The perfect combination: a rye crust, the tartness of rhubarb and a sweet brown sugar meringue

I went on a run one morning and decided to stop by at an old neighbor’s house. She is an elderly woman that our children have come to know quite well. We had coffee and enjoyed the summer weather. As I was leaving to go home she gave me a big bag of rhubarb. I really couldn’t say no, even though I had come by foot. So I ran back home carrying a bag of rhubarb switching hands every once in a while. It was well worth it, the rhubarb tart turned out delicious. Perfect fare for the independence day party.
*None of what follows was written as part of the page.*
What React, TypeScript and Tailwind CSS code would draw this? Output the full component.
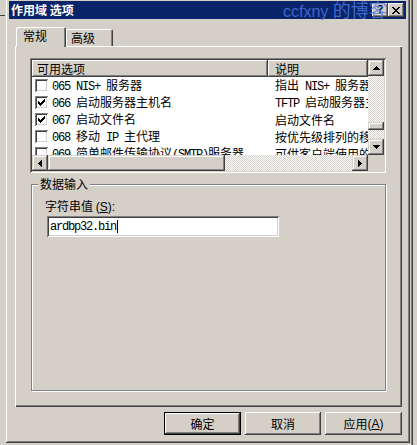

The rye flour in the crust gives the tart a nice multi-dimensional flavor. Originally I made the crust using only rye flour for my babysitter who is allergic to wheat. It worked quite well, but had a stronger flavor. For those who prefer a milder flavor the recipe below uses a mixture of rye and wheat.

Rhubarb tart


330 g/11.5 oz or about 3 stalks of rhubarb chopped
2-3 tablespoons water
100g/1 dl/generous 1/2 c sugar

Place rhubarb, water and sugar in a saucepan and let simmer until the rhubarb has softened. Thicken with the cornstarch mixture below.

1 tablespoon of cornstarch
2 tablespoons of water

Mix the cornstarch and water to form a paste. Take a few tablespoons of the hot rhubarb filling and mix with the paste. Pour mixture into the simmering rhubarb and let bubble once or twice. Take off heat and set aside.

3 egg yolks
150 g/5.3 oz butter melted
85 g /1 dl/3oz/little under 1/2 c brown sugar
45 g/ 1/2 dl/1.5 oz/little under 1/4 c sugar
150 g/3 dl/5.3 oz/ little under 1 1/2 c rye flour
120 g/2 dl/4.2 oz/ little under 1 c flour
5 g/ 1 teaspoon baking soda

3 egg whites
3 generous tablespoons brown sugar

Whip egg yolks, brown sugar and sugar until the mixture is a pale yellow. In a separate bowl mix the dry ingredients. Take turns folding in parts of the dry ingredients and melted butter into the batter. Pat the crust into a tart pan that has been sprayed with non-stick spray. Bake the crust for about 14 minutes or until golden brown at 200 C/390 F.

While the crust is baking make the meringue. Whip the egg whites adding the brown sugar in one tablespoon at a time. Whip until soft peaks form.

When the crust is done lower the oven temperature to 160 C/320 F. Spoon the rhubarb filling on the crust and then the meringue on top of the rhubarb. Bake in the oven for about 5 minutes or until the meringue is a golden brown.

Serve with ice cream or home made vanilla sauce.